If I say Mammotty, you’ll say I’m bragging. So I’ll say Indrans is the most popular comedian on the scene today. He’s become a popular ingredient in Malayalam movies.

I’ll still ask you this – aren’t Mohanlal and you the most-wanted actors in Kerala today?

No fears. We aren’t criminals, why should we be ‘wanted’? Oh but still we’re senior actors, quite in demand you know. I was talking about the latest issue.


Yes, issue. I must buy you a dictionary.

Do you like being called a superstar?

I’ve never called myself a superstar. People have. Call me superstar, superior, supremo or superlative… of course I like that. Who wouldn’t? Have you drunk any arrack, such questions you’re asking me.

Sorry, I’ve never tasted arrack and don’t want to.
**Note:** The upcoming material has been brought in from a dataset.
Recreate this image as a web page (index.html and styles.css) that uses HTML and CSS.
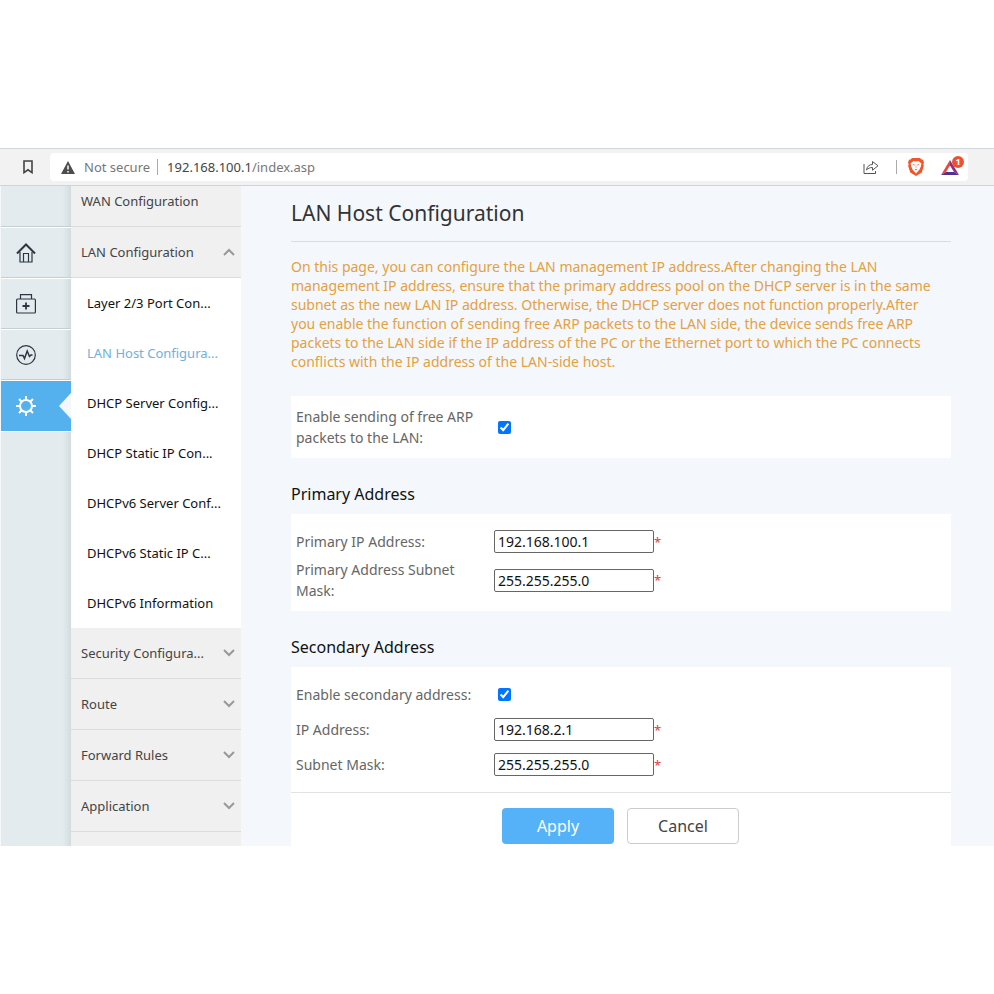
FILE: index.html
```html
<!DOCTYPE html>
<html lang="en">
    <head>
        <meta charset="UTF-8">
        <meta name="viewport" content="width=device-width, initial-scale=1.0">
        <title>LAN Host Configuration</title>
        <link rel="stylesheet" href="styles.css">
    </head>
    <body>
        <div class="window">
            <header class="toolbar">
                <button class="bookmark" aria-label="Bookmark">
                    <svg width="10" height="14" viewBox="0 0 10 14"><path d="M1 1h8v11.6L5 9.8 1 12.6z" fill="none" stroke="#444" stroke-width="1.6"/></svg>
                </button>
                <div class="address-bar">
                    <svg class="warning" width="14" height="13" viewBox="0 0 14 13"><path d="M7 0l7 13H0z" fill="#4d4d4d"/><path d="M7 4.5v4M7 10v1.5" stroke="#fff" stroke-width="1.5"/></svg>
                    <span class="not-secure">Not secure</span>
                    <span class="url"><span class="host">192.168.100.1</span>/index.asp</span>
                    <button class="share" aria-label="Share">
                        <svg width="16" height="14" viewBox="0 0 16 14"><path d="M1 4v9.500h11.500V11" fill="none" stroke="#555"/><path d="M3.500 10c.6-3.800 2.800-5.500 6-5.500V1.500l5.500 4.300-5.500 4.400V7.500c-2.600 0-4.500.8-6 2.500z" fill="none" stroke="#555" stroke-linejoin="round"/></svg>
                    </button>
                    <button class="shields" aria-label="Shields">
                        <svg width="16" height="18" viewBox="0 0 16 18"><path d="M4 0h8l1.500 1.600L15 1.800l1 2.600-.6 1.600.4 2-2 6.500L8 18l-5.800-3.500L.2 8l.4-2L0 4.400l1-2.600 1.500-.2z" fill="#f1562b"/><path d="M5.500 3L8 3.500 10.500 3 13.400 5.500 12.800 8.500 11.500 11.500 8 15.500 4.500 11.500 3.200 8.500 2.600 5.500z" fill="#fff"/><path d="M4.500 6l2.200.6-.5 1.200zM11.500 6l-2.200.6.5 1.200zM6.500 10.500L8 11.300l1.500-.8L8 12.800z" fill="#f1562b"/><path d="M8 7v3" stroke="#f9b49d" stroke-width="1"/></svg>
                    </button>
                    <button class="rewards" aria-label="Rewards">
                        <svg width="18" height="15" viewBox="0 0 18 15"><path d="M9 0L0 15l5-3 4-6.500z" fill="#e8483f"/><path d="M9 0l9 15-5-3-4-6.500z" fill="#8e2f86"/><path d="M0 15h18l-5-3H5z" fill="#4f3191"/></svg>
                        <span class="badge">1</span>
                    </button>
                </div>
            </header>

            <div class="page">
                <nav class="rail">
                    <a class="rail-item" href="#" aria-label="Overview"></a>
                    <a class="rail-item" href="#" aria-label="Home">
                        <svg width="20" height="20" viewBox="0 0 20 20" fill="none" stroke="#2c3640"><path d="M1 10.500L10 1.500l9 9" stroke-width="2"/><path d="M4 9v10h12V9M7.500 19v-8.500h5V19" stroke-width="1.200"/></svg>
                    </a>
                    <a class="rail-item" href="#" aria-label="Maintenance">
                        <svg width="20" height="20" viewBox="0 0 20 20" fill="none" stroke="#2c3640"><rect x=".6" y="5" width="18.800" height="14" rx="1" stroke-width="1.200"/><path d="M4.500 5V.7h11V5" stroke-width="1.200"/><path d="M10 8.500v7M6.500 12h7" stroke-width="1.800"/></svg>
                    </a>
                    <a class="rail-item" href="#" aria-label="Diagnosis">
                        <svg width="20" height="20" viewBox="0 0 20 20" fill="none" stroke="#2c3640"><circle cx="10" cy="10" r="9.300" stroke-width="1.200"/><path d="M3 10.500h4l1.500 3 2.700-7.500 2.300 5.500 1.500-1.500h1.500" stroke-width="1.500"/></svg>
                    </a>
                    <a class="rail-item current" href="#" aria-label="Settings">
                        <svg width="20" height="20" viewBox="0 0 20 20" fill="none" stroke="#fff" stroke-width="2"><circle cx="10" cy="10" r="6"/><path d="M10 0v4M10 16v4M0 10h4M16 10h4M3 3l2.800 2.800M14.200 14.200L17 17M3 17l2.800-2.800M14.200 5.800L17 3"/></svg>
                    </a>
                </nav>

                <nav class="menu">
                    <a class="menu-item" href="#">WAN Configuration</a>
                    <a class="menu-item" href="#">LAN Configuration
                        <svg class="arrow" width="12" height="8" viewBox="0 0 12 8"><path d="M1 7l5-5 5 5"/></svg>
                    </a>
                    <div class="submenu">
                        <a href="#">Layer 2/3 Port Con...</a>
                        <a class="selected" href="#">LAN Host Configura...</a>
                        <a href="#">DHCP Server Config...</a>
                        <a href="#">DHCP Static IP Con...</a>
                        <a href="#">DHCPv6 Server Conf...</a>
                        <a href="#">DHCPv6 Static IP C...</a>
                        <a href="#">DHCPv6 Information</a>
                    </div>
                    <a class="menu-item" href="#">Security Configura...
                        <svg class="arrow" width="12" height="8" viewBox="0 0 12 8"><path d="M1 1l5 5 5-5"/></svg>
                    </a>
                    <a class="menu-item" href="#">Route
                        <svg class="arrow" width="12" height="8" viewBox="0 0 12 8"><path d="M1 1l5 5 5-5"/></svg>
                    </a>
                    <a class="menu-item" href="#">Forward Rules
                        <svg class="arrow" width="12" height="8" viewBox="0 0 12 8"><path d="M1 1l5 5 5-5"/></svg>
                    </a>
                    <a class="menu-item" href="#">Application
                        <svg class="arrow" width="12" height="8" viewBox="0 0 12 8"><path d="M1 1l5 5 5-5"/></svg>
                    </a>
                </nav>

                <main class="content">
                    <h1>LAN Host Configuration</h1>
                    <p class="hint">On this page, you can configure the LAN management IP address.After changing the LAN management IP address, ensure that the primary address pool on the DHCP server is in the same subnet as the new LAN IP address. Otherwise, the DHCP server does not function properly.After you enable the function of sending free ARP packets to the LAN side, the device sends free ARP packets to the LAN side if the IP address of the PC or the Ethernet port to which the PC connects conflicts with the IP address of the LAN-side host.</p>

                    <form class="settings">
                        <div class="panel">
                            <div class="row">
                                <label for="arp">Enable sending of free ARP packets to the LAN:</label>
                                <input type="checkbox" id="arp" checked>
                            </div>
                        </div>

                        <h2>Primary Address</h2>
                        <div class="panel">
                            <div class="row">
                                <label for="primary-ip">Primary IP Address:</label>
                                <input type="text" id="primary-ip" value="192.168.100.1"><span class="required">*</span>
                            </div>
                            <div class="row">
                                <label for="primary-mask">Primary Address Subnet Mask:</label>
                                <input type="text" id="primary-mask" value="255.255.255.0"><span class="required">*</span>
                            </div>
                        </div>

                        <h2>Secondary Address</h2>
                        <div class="panel">
                            <div class="row">
                                <label for="secondary">Enable secondary address:</label>
                                <input type="checkbox" id="secondary" checked>
                            </div>
                            <div class="row">
                                <label for="second-ip">IP Address:</label>
                                <input type="text" id="second-ip" value="192.168.2.1"><span class="required">*</span>
                            </div>
                            <div class="row">
                                <label for="second-mask">Subnet Mask:</label>
                                <input type="text" id="second-mask" value="255.255.255.0"><span class="required">*</span>
                            </div>
                        </div>
                        <div class="buttons">
                            <button type="button" class="apply">Apply</button>
                            <button type="button" class="cancel">Cancel</button>
                        </div>
                    </form>
                </main>
            </div>
        </div>
    </body>
</html>
```
FILE: styles.css
```css
*{
    box-sizing: border-box;
}

body{
    margin: 0;
    background-color: white;
    font-family: "Noto Sans", "Open Sans", sans-serif;
    font-size: 14px;
}

a{
    color: inherit;
    text-decoration: none;
}

button{
    font-family: inherit;
    padding: 0;
    border: none;
    background: none;
}

svg{
    display: block;
}

.window{
    height: 100vh;
    padding: 148px 0;
    display: flex;
    flex-direction: column;
}

/* browser bar */

.toolbar{
    display: flex;
    align-items: center;
    height: 38px;
    flex: none;
    background-color: #f2f2f3;
    border-top: 1px solid #d0d6de;
    border-bottom: 1px solid #d0d3d8;
    padding-right: 26px;
    font-size: 13px;
}

.bookmark{
    width: 50px;
    padding-left: 23px;
}

.address-bar{
    flex: 1;
    display: flex;
    align-items: center;
    height: 28px;
    padding: 0 6px 0 11px;
    border-radius: 4px;
    background-color: white;
    color: #777;
}

.not-secure{
    margin-left: 9px;
    padding-right: 7px;
    border-right: 1px solid #aaa;
    line-height: 16px;
}

.url{
    flex: 1;
    margin-left: 9px;
}

.host{
    color: #444;
}

.share{
    padding-right: 17px;
    border-right: 1px solid #aaa;
}

.shields{
    margin-left: 11px;
}

.rewards{
    position: relative;
    margin-left: 17px;
    padding-right: 3px;
}

.badge{
    position: absolute;
    top: -4px;
    right: -2px;
    width: 12px;
    height: 12px;
    border-radius: 50%;
    background-color: #ef5030;
    color: white;
    font-size: 9px;
    font-weight: bold;
    line-height: 12px;
}

/* router page */

.page{
    flex: 1;
    min-height: 0;
    display: flex;
    overflow: hidden;
    background-color: #f4f8fd;
}

.rail{
    width: 71px;
    flex: none;
    border-left: 1px solid #f5f8f9;
    background: linear-gradient(to right, #e3ebee 88%, #d2dcde);
}

.rail-item{
    display: flex;
    align-items: center;
    height: 51px;
    padding: 2px 0 0 15px;
    border-bottom: 1px solid #c5cfd2;
    box-shadow: 0 1px white;
}

.rail-item:first-child, .menu-item:first-child{
    margin-top: -10px;
}

.rail-item.current{
    justify-content: space-between;
    background-color: #55b0ee;
    border-bottom-color: #55b0ee;
    box-shadow: inset 0 1px white, 0 1px white;
}

.rail-item.current::after{
    content: "";
    border: 13px solid transparent;
    border-left: none;
    border-right: 12px solid #f4f8fd;
}

.menu{
    width: 170px;
    flex: none;
    background-color: #f0f0f0;
    color: #444;
    font-size: 13px;
}

.menu-item{
    display: flex;
    align-items: center;
    justify-content: space-between;
    height: 51px;
    padding: 0 6px 0 10px;
    border-bottom: 1px solid #dcdcdc;
}

.arrow{
    fill: none;
    stroke: #999;
    stroke-width: 2;
}

.submenu{
    background-color: white;
    color: #111;
}

.submenu a{
    display: block;
    line-height: 50px;
    padding-left: 16px;
}

.submenu .selected{
    color: #6fb1e0;
}

.content{
    flex: 1;
    padding: 0 43px 0 50px;
}

h1{
    margin: 0;
    padding: 14px 0;
    border-bottom: 1px solid #d8dde3;
    color: #333;
    font-size: 21px;
    font-weight: normal;
    line-height: 27px;
}

.hint{
    margin: 15px 0 25px;
    padding-right: 10px;
    color: #e5a03f;
    line-height: 19px;
}

h2{
    margin: 0;
    padding-top: 16px;
    color: #111;
    font-size: 16px;
    font-weight: normal;
    line-height: 40px;
}

.panel{
    padding: 10px 5px;
    background-color: white;
    color: #666;
}

.row{
    display: flex;
    align-items: center;
    min-height: 35px;
}

.row label{
    width: 198px;
    padding-right: 10px;
    line-height: 21px;
}

.row input[type="checkbox"]{
    width: 13px;
    height: 13px;
    margin: 0 4px;
}

.row input[type="text"]{
    width: 160px;
    height: 23px;
    padding: 0 3px;
    border: 1px solid #666;
    border-radius: 2px;
    color: #111;
    font-family: inherit;
    font-size: 14px;
}

.required{
    color: #e04040;
    font-size: 13px;
}

.buttons{
    display: flex;
    gap: 13px;
    padding: 15px 0 15px 211px;
    border-top: 1px solid #dfe3e6;
    background-color: white;
}

.buttons button{
    width: 112px;
    height: 36px;
    border-radius: 4px;
    font-size: 16px;
}

.apply{
    background-color: #56b2f8;
    color: white;
}

.buttons .cancel{
    border: 1px solid #ccc;
    color: #444;
}
```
Ever thought of acting in a Bombay film again… after… sorry, I’ve forgotten its name?

Yeah, yeah, it gave nightmares and amnesia to many. It was called Dhartiputra if you must know. Don’t remind me, forget it. If I ever come to Bombay it’ll be for a sensible art film or mega-project. No more Dhartiputra sort of films for me, so messy-messy.

You don’t want to invest in business enterprises?

I have several bright ideas but no money to spare. I’d like to construct a hotel in Ooty like Mithun Chakraborty has, but where are the investors? They all run miles away from me.

What kind of a role would you like to portray currently?

I’ve played every role - of a journalist, a smuggler, begging your pardon… a rapist and a cop. So you think one up for me. I’d like to play an American, I’d put on an American accent… roll all my rrrrrrs and soften my tttttts.

Finally, tell me are you crazy? 

Prove it.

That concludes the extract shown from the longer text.